The new Port State Control Regime started on Yachts already - Captain Matters

Recent Developments
The PYA is aware of the recent detention of three yachts at Genoa. The deficiencies listed by the Port Sate Control  Officers were:

Yacht A - 418 GT

- Entry missing from Oil Record Book
- Oil drums improperly stowed in bilge well
- Flag State Endorsement of Ch. Engineer's CoC missing
- SOPEP - List of national contacts missing
- Self closing valve on sludge tank tied open
- Bilge well dirty
- Bilge high level sensor disconnected
- Quick-closing valve on fuel day tank not operative
- 15ppm sensor not operative
- Oily Water Separator not operative

Yacht B - 692 GT
- ISM not operating correctly
- Charts not corrected
- Two Emergency Escape Breathing Apparatus had pressure gauges showing red
- Some ship's papers incorrectly amended with new name by Class, not Flag
- Original CoC for Master & Mate not on board, only copies.
- No passage plan for voyage just completed
- Some nautical publications out of date

Yacht C - 613 GT
- Charts not corrected
- Gyrocompass not operative
- SOPEP - List of national contacts not up to date
- Nautical publications not up to date
- Crew less then required by Safe Manning Document
- Annual test of Emergency Position Indicating Radio Beacon not carried out
- Ship's papers - Long Range Identification & Tracking system not recorded on Form E
- Oily Water Separator not operative
- ISM not operating correctly
- Emergency fire pump not operative

For various reasons, including the fact that professional yachting has an extremely good casualty record, Flag and Class surveyors have traditionally been tolerant of minor deficiencies in our documentation and our compliance with the various Conventions; taking the pragmatic view that the end result is more important that precise adherence to the rules.

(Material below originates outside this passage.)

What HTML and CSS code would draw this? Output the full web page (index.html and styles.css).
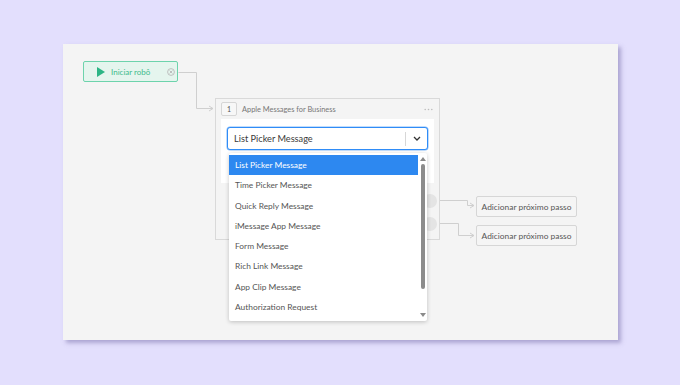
FILE: index.html
```html
<!DOCTYPE html>
<html lang="pt">
    <head>
        <meta charset="UTF-8" />
        <title>Fluxo do robô</title>
        <link rel="stylesheet" href="styles.css">
    </head>
    <body>
        <div class="canvas">
            <!-- linhas de conexão -->
            <svg class="wires" width="555" height="296" viewBox="0 0 555 296">
                <g fill="none" stroke="#cfcfcf" stroke-width="1">
                    <path d="M115.5 28.5 H133.5 V64.5 H150" />
                    <path d="M146 62 L150 64.5 L146 67" />
                    <path d="M364 156.5 H404.5 V161.5 H411" />
                    <path d="M407 159 L411 161.5 L407 164" />
                    <path d="M364 179.5 H395.5 V191.5 H411" />
                    <path d="M407 189 L411 191.5 L407 194" />
                </g>
            </svg>

            <!-- início -->
            <div class="start">
                <svg class="play" width="8" height="10" viewBox="0 0 8 10"><path d="M0 0 L8 5 L0 10 Z" fill="#2cb585"/></svg>
                <span>Iniciar robô</span>
                <span class="close">
                    <svg width="8" height="8" viewBox="0 0 8 8">
                        <circle cx="4" cy="4" r="3.4" fill="none" stroke="#b9b9b9" stroke-width="0.9"/>
                        <path d="M2.6 2.6 L5.4 5.4 M5.4 2.6 L2.6 5.4" stroke="#b9b9b9" stroke-width="0.9"/>
                    </svg>
                </span>
            </div>

            <!-- passo 1 -->
            <div class="step">
                <div class="step-head">
                    <span class="num">1</span>
                    <span class="title">Apple Messages for Business</span>
                    <svg class="more" width="9" height="3" viewBox="0 0 9 3">
                        <circle cx="1.2" cy="1.5" r="0.8" fill="#bdbdbd"/>
                        <circle cx="4.5" cy="1.5" r="0.8" fill="#bdbdbd"/>
                        <circle cx="7.8" cy="1.5" r="0.8" fill="#bdbdbd"/>
                    </svg>
                </div>
                <div class="step-body">
                    <div class="select">
                        <span class="value">List Picker Message</span>
                        <span class="sep"></span>
                        <svg class="chev" width="8" height="5" viewBox="0 0 8 5"><path d="M1 1 L4 4 L7 1" fill="none" stroke="#333" stroke-width="1.3"/></svg>
                    </div>
                </div>
                <span class="port p1"></span>
                <span class="port p2"></span>
            </div>

            <button class="next n1">Adicionar próximo passo</button>
            <button class="next n2">Adicionar próximo passo</button>

            <!-- lista aberta -->
            <div class="menu">
                <ul class="opts">
                    <li class="on">List Picker Message</li>
                    <li>Time Picker Message</li>
                    <li>Quick Reply Message</li>
                    <li>iMessage App Message</li>
                    <li>Form Message</li>
                    <li>Rich Link Message</li>
                    <li>App Clip Message</li>
                    <li>Authorization Request</li>
                </ul>
                <div class="bar">
                    <span class="up"></span>
                    <span class="thumb"></span>
                    <span class="down"></span>
                </div>
            </div>
        </div>
    </body>
</html>
```
FILE: styles.css
```css
* {
    box-sizing: border-box;
}

body {
    margin: 0;
    width: 680px;
    height: 385px;
    background-color: #e3dffd;
    font-family: "Lato", "Open Sans", sans-serif;
    overflow: hidden;
    padding: 44px 0 0 63px;
}

/* area do fluxo */
.canvas {
    position: relative;
    width: 555px;
    height: 296px;
    background-color: #f4f4f4;
    box-shadow: 3px 3px 4px rgba(120, 110, 170, 0.5);
}

.wires {
    position: absolute;
    top: 0;
    left: 0;
}

/* nó inicial */
.start {
    position: absolute;
    top: 17px;
    left: 20px;
    width: 95px;
    height: 21px;
    display: flex;
    align-items: center;
    padding-left: 13px;
    background-color: #e5f5ee;
    border: 1px solid #6dd3ac;
    border-radius: 2px;
    color: #3dbb8c;
    font-size: 8px;
}
.play {
    margin-right: 6px;
}
.close {
    margin-left: auto;
    margin-right: 2px;
    display: flex;
}

/* card do passo */
.step {
    position: absolute;
    top: 54px;
    left: 152px;
    width: 225px;
    height: 142px;
    border: 1px solid #d9d9d9;
    background-color: #f4f4f4;
}
.step-head {
    display: flex;
    align-items: center;
    height: 20px;
    padding: 0 6px 0 5px;
}
.num {
    width: 16px;
    height: 14px;
    border: 1px solid #d6d6d6;
    border-radius: 2px;
    background-color: #f7f7f7;
    font-size: 7px;
    color: #555;
    text-align: center;
    line-height: 12px;
}
.title {
    margin-left: 5px;
    font-size: 7.4px;
    color: #777;
}
.more {
    margin-left: auto;
}
.step-body {
    margin: 0 5px;
    height: 64px;
    background-color: #fff;
    padding: 8px 6px;
}
.select {
    display: flex;
    align-items: center;
    height: 23px;
    border: 1px solid #2f8cf7;
    box-shadow: 0 0 0 0.5px rgba(47, 140, 247, 0.6);
    border-radius: 3px;
    padding: 0 6px 0 6px;
    background-color: #fff;
}
.value {
    font-size: 9.2px;
    color: #3a3a3a;
}
.sep {
    margin-left: auto;
    width: 1px;
    height: 14px;
    background-color: #d7d7d7;
}
.chev {
    margin-left: 7px;
}

/* saídas */
.port {
    position: absolute;
    right: 2px;
    width: 14px;
    height: 14px;
    border-radius: 50%;
    background-color: #e4e4e4;
}
.p1 {
    top: 95px;
}
.p2 {
    top: 118px;
}

.next {
    position: absolute;
    left: 413px;
    width: 101px;
    height: 21px;
    padding: 0;
    border: 1px solid #d6d6d6;
    border-radius: 2px;
    background-color: #f5f5f5;
    color: #555;
    font-family: inherit;
    font-size: 8.4px;
}
.n1 {
    top: 152px;
}
.n2 {
    top: 181px;
}

/* dropdown aberto */
.menu {
    position: absolute;
    top: 109px;
    left: 166px;
    width: 198px;
    height: 168px;
    display: flex;
    padding: 2px 0 2px 0;
    background-color: #fff;
    box-shadow: 0 1px 4px rgba(0, 0, 0, 0.22);
    border-radius: 2px;
}
.opts {
    flex: 1;
    margin: 0;
    padding: 0;
    list-style: none;
}
.opts li {
    height: 20.3px;
    line-height: 20.3px;
    padding-left: 6px;
    font-size: 8.4px;
    color: #555;
}
.opts li.on {
    background-color: #2d88f0;
    color: #fff;
}
.bar {
    width: 9px;
    display: flex;
    flex-direction: column;
    align-items: center;
}
.up,
.down {
    width: 0;
    height: 0;
    border-left: 3px solid transparent;
    border-right: 3px solid transparent;
}
.up {
    margin-top: 2px;
    border-bottom: 4px solid #8a8a8a;
}
.down {
    margin-bottom: 2px;
    border-top: 4px solid #8a8a8a;
}
.thumb {
    width: 4px;
    flex: 1;
    margin: 3px 0 24px;
    background-color: #8c8c8c;
    border-radius: 2px;
}
```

Those days are, alas, over and we must all prepare ourselves and our ships for inspection by PSC Officers who know little about yachting and who see no reason to "cut a little slack" when inspecting us.

As may be seen from the three examples above, it's going to be very difficult to get through a More Detailed Inspection without collecting any deficiencies and even a few deficiencies will have long term consequences. In light of this, Angus McLean's suggestion of a "dry run" is very sensible.

In addition, useful pre-inspection checklists from Lloyds Register and AMSA may be downloaded from the PYA's website.